DIRECTIONS FOR THIS TASK.
Reproduce the listing exactly and skip over any pictures.

********

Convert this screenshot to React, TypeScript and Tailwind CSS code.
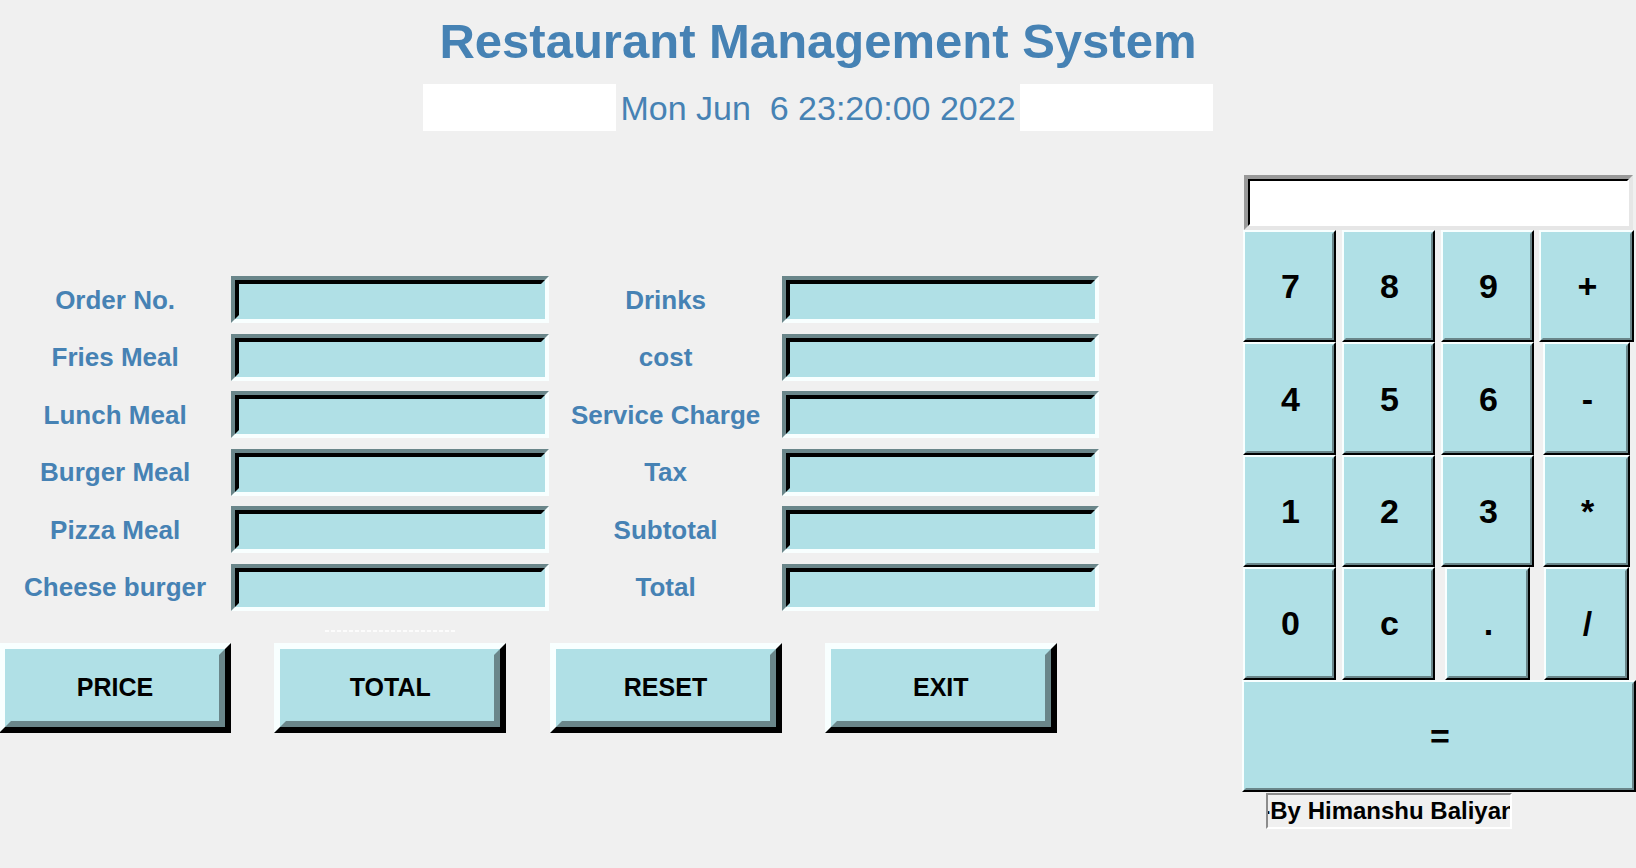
import { Fragment } from "react";

const fieldRows: [string, string][] = [
  ["Order No.", "Drinks"],
  ["Fries Meal", "cost"],
  ["Lunch Meal", "Service Charge"],
  ["Burger Meal", "Tax"],
  ["Pizza Meal", "Subtotal"],
  ["Cheese burger", "Total"],
];

const actions = ["PRICE", "TOTAL", "RESET", "EXIT"];

const keys: { label: string; width: string }[] = [
  { label: "7", width: "w-[93px]" },
  { label: "8", width: "w-[93px]" },
  { label: "9", width: "w-[93px]" },
  { label: "+", width: "w-[95px]" },
  { label: "4", width: "w-[93px]" },
  { label: "5", width: "w-[93px]" },
  { label: "6", width: "w-[93px]" },
  { label: "-", width: "w-[87px]" },
  { label: "1", width: "w-[93px]" },
  { label: "2", width: "w-[93px]" },
  { label: "3", width: "w-[93px]" },
  { label: "*", width: "w-[87px]" },
  { label: "0", width: "w-[93px]" },
  { label: "c", width: "w-[93px]" },
  { label: ".", width: "w-[85px]" },
  { label: "/", width: "w-[85px]" },
];

function Field({ label }: { label: string }) {
  const id = label.toLowerCase().replace(/[^a-z]+/g, "-");
  return (
    <>
      <label htmlFor={id} className="self-center text-center text-[26px] leading-8 font-bold whitespace-nowrap text-[#4682b4]">
        {label}
      </label>
      <div className="mr-px flex h-[47px] border-4 border-t-[#6a868a] border-r-[#f8ffff] border-b-[#f8ffff] border-l-[#6a868a]">
        <input
          id={id}
          type="text"
          className="w-full min-w-0 border-4 border-t-black border-r-[#b0e0e6] border-b-[#b0e0e6] border-l-black bg-[#b0e0e6] px-1 text-2xl text-black outline-none"
        />
      </div>
    </>
  );
}

function ActionButton({ label }: { label: string }) {
  return (
    <button
      type="button"
      className="flex h-[90px] w-[232px] border-6 border-t-[#f8ffff] border-r-black border-b-black border-l-[#f8ffff] bg-[#b0e0e6]"
    >
      <span className="flex h-full w-full items-center justify-center border-6 border-t-[#b0e0e6] border-r-[#6a868a] border-b-[#6a868a] border-l-[#b0e0e6] pb-0.5 text-[25px] leading-8 font-bold text-black">
        {label}
      </span>
    </button>
  );
}

function Key({ label, width }: { label: string; width: string }) {
  return (
    <button
      type="button"
      className={`${width} flex border-2 border-t-[#f8ffff] border-r-black border-b-black border-l-[#f8ffff] bg-[#b0e0e6]`}
    >
      <span className="flex h-full w-full items-center justify-center border-2 border-t-[#b0e0e6] border-r-[#6a868a] border-b-[#6a868a] border-l-[#b0e0e6] pl-0.5 text-[34px] leading-10 font-bold text-black">
        {label}
      </span>
    </button>
  );
}

export default function App() {
  return (
    <main className="min-h-screen overflow-hidden bg-[#f0f0f0] font-['Liberation_Sans',Arial,sans-serif]">
      <header className="flex flex-col items-center text-[#4682b4]">
        <h1 className="pt-[7px] text-[49px] leading-[68px] font-bold">Restaurant Management System</h1>
        <div className="mt-[9px] flex h-[47px]">
          <div className="w-[193px] bg-white" />
          <time className="px-1 text-[34px] leading-12 whitespace-pre">Mon Jun  6 23:20:00 2022</time>
          <div className="w-[193px] bg-white" />
        </div>
      </header>

      <div className="mt-11 grid grid-cols-[275fr_35fr_99fr]">
        <form className="-ml-px pt-[101px]" onSubmit={(e) => e.preventDefault()}>
          <div className="grid h-[335px] grid-cols-[232fr_318fr_232fr_318fr] content-between">
            {fieldRows.map(([left, right]) => (
              <Fragment key={left}>
                <Field label={left} />
                <Field label={right} />
              </Fragment>
            ))}
          </div>
          <div className="mt-[19px] ml-[326px] h-0.5 w-[130px] bg-[repeating-linear-gradient(90deg,#fcfcfc_0_4px,transparent_4px_6px)]" />
          <div className="mt-[11px] grid grid-cols-4">
            {actions.map((label) => (
              <ActionButton key={label} label={label} />
            ))}
          </div>
        </form>

        <section aria-label="Calculator" className="col-start-3">
          <div className="mr-[3px] ml-1 flex h-[55px] border-4 border-t-[#999999] border-r-[#e6e6e6] border-b-[#e6e6e6] border-l-[#999999]">
            <input
              type="text"
              aria-label="Calculator display"
              className="w-full min-w-0 border-2 border-t-black border-r-white border-b-white border-l-black bg-white px-1 text-right text-3xl text-black outline-none"
            />
          </div>
          <div className="grid h-[562px] grid-cols-4 grid-rows-5">
            {keys.map((key) => (
              <div key={key.label} className="flex justify-center">
                <Key label={key.label} width={key.width} />
              </div>
            ))}
            <div className="col-span-4 flex pl-0.5">
              <Key label="=" width="w-full" />
            </div>
          </div>
          <p className="mt-px ml-[26px] flex h-9 w-[246px] justify-center overflow-hidden border-2 border-t-[#8c8c8c] border-r-white border-b-white border-l-[#8c8c8c] text-2xl font-bold whitespace-nowrap text-black">
            -By Himanshu Baliyan
          </p>
        </section>
      </div>
    </main>
  );
}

********

TASK OUTPUT.
Convert this screenshot to React, TypeScript and Tailwind CSS code.
import { Fragment } from "react";

const fieldRows: [string, string][] = [
  ["Order No.", "Drinks"],
  ["Fries Meal", "cost"],
  ["Lunch Meal", "Service Charge"],
  ["Burger Meal", "Tax"],
  ["Pizza Meal", "Subtotal"],
  ["Cheese burger", "Total"],
];

const actions = ["PRICE", "TOTAL", "RESET", "EXIT"];

const keys: { label: string; width: string }[] = [
  { label: "7", width: "w-[93px]" },
  { label: "8", width: "w-[93px]" },
  { label: "9", width: "w-[93px]" },
  { label: "+", width: "w-[95px]" },
  { label: "4", width: "w-[93px]" },
  { label: "5", width: "w-[93px]" },
  { label: "6", width: "w-[93px]" },
  { label: "-", width: "w-[87px]" },
  { label: "1", width: "w-[93px]" },
  { label: "2", width: "w-[93px]" },
  { label: "3", width: "w-[93px]" },
  { label: "*", width: "w-[87px]" },
  { label: "0", width: "w-[93px]" },
  { label: "c", width: "w-[93px]" },
  { label: ".", width: "w-[85px]" },
  { label: "/", width: "w-[85px]" },
];

function Field({ label }: { label: string }) {
  const id = label.toLowerCase().replace(/[^a-z]+/g, "-");
  return (
    <>
      <label htmlFor={id} className="self-center text-center text-[26px] leading-8 font-bold whitespace-nowrap text-[#4682b4]">
        {label}
      </label>
      <div className="mr-px flex h-[47px] border-4 border-t-[#6a868a] border-r-[#f8ffff] border-b-[#f8ffff] border-l-[#6a868a]">
        <input
          id={id}
          type="text"
          className="w-full min-w-0 border-4 border-t-black border-r-[#b0e0e6] border-b-[#b0e0e6] border-l-black bg-[#b0e0e6] px-1 text-2xl text-black outline-none"
        />
      </div>
    </>
  );
}

function ActionButton({ label }: { label: string }) {
  return (
    <button
      type="button"
      className="flex h-[90px] w-[232px] border-6 border-t-[#f8ffff] border-r-black border-b-black border-l-[#f8ffff] bg-[#b0e0e6]"
    >
      <span className="flex h-full w-full items-center justify-center border-6 border-t-[#b0e0e6] border-r-[#6a868a] border-b-[#6a868a] border-l-[#b0e0e6] pb-0.5 text-[25px] leading-8 font-bold text-black">
        {label}
      </span>
    </button>
  );
}

function Key({ label, width }: { label: string; width: string }) {
  return (
    <button
      type="button"
      className={`${width} flex border-2 border-t-[#f8ffff] border-r-black border-b-black border-l-[#f8ffff] bg-[#b0e0e6]`}
    >
      <span className="flex h-full w-full items-center justify-center border-2 border-t-[#b0e0e6] border-r-[#6a868a] border-b-[#6a868a] border-l-[#b0e0e6] pl-0.5 text-[34px] leading-10 font-bold text-black">
        {label}
      </span>
    </button>
  );
}

export default function App() {
  return (
    <main className="min-h-screen overflow-hidden bg-[#f0f0f0] font-['Liberation_Sans',Arial,sans-serif]">
      <header className="flex flex-col items-center text-[#4682b4]">
        <h1 className="pt-[7px] text-[49px] leading-[68px] font-bold">Restaurant Management System</h1>
        <div className="mt-[9px] flex h-[47px]">
          <div className="w-[193px] bg-white" />
          <time className="px-1 text-[34px] leading-12 whitespace-pre">Mon Jun  6 23:20:00 2022</time>
          <div className="w-[193px] bg-white" />
        </div>
      </header>

      <div className="mt-11 grid grid-cols-[275fr_35fr_99fr]">
        <form className="-ml-px pt-[101px]" onSubmit={(e) => e.preventDefault()}>
          <div className="grid h-[335px] grid-cols-[232fr_318fr_232fr_318fr] content-between">
            {fieldRows.map(([left, right]) => (
              <Fragment key={left}>
                <Field label={left} />
                <Field label={right} />
              </Fragment>
            ))}
          </div>
          <div className="mt-[19px] ml-[326px] h-0.5 w-[130px] bg-[repeating-linear-gradient(90deg,#fcfcfc_0_4px,transparent_4px_6px)]" />
          <div className="mt-[11px] grid grid-cols-4">
            {actions.map((label) => (
              <ActionButton key={label} label={label} />
            ))}
          </div>
        </form>

        <section aria-label="Calculator" className="col-start-3">
          <div className="mr-[3px] ml-1 flex h-[55px] border-4 border-t-[#999999] border-r-[#e6e6e6] border-b-[#e6e6e6] border-l-[#999999]">
            <input
              type="text"
              aria-label="Calculator display"
              className="w-full min-w-0 border-2 border-t-black border-r-white border-b-white border-l-black bg-white px-1 text-right text-3xl text-black outline-none"
            />
          </div>
          <div className="grid h-[562px] grid-cols-4 grid-rows-5">
            {keys.map((key) => (
              <div key={key.label} className="flex justify-center">
                <Key label={key.label} width={key.width} />
              </div>
            ))}
            <div className="col-span-4 flex pl-0.5">
              <Key label="=" width="w-full" />
            </div>
          </div>
          <p className="mt-px ml-[26px] flex h-9 w-[246px] justify-center overflow-hidden border-2 border-t-[#8c8c8c] border-r-white border-b-white border-l-[#8c8c8c] text-2xl font-bold whitespace-nowrap text-black">
            -By Himanshu Baliyan
          </p>
        </section>
      </div>
    </main>
  );
}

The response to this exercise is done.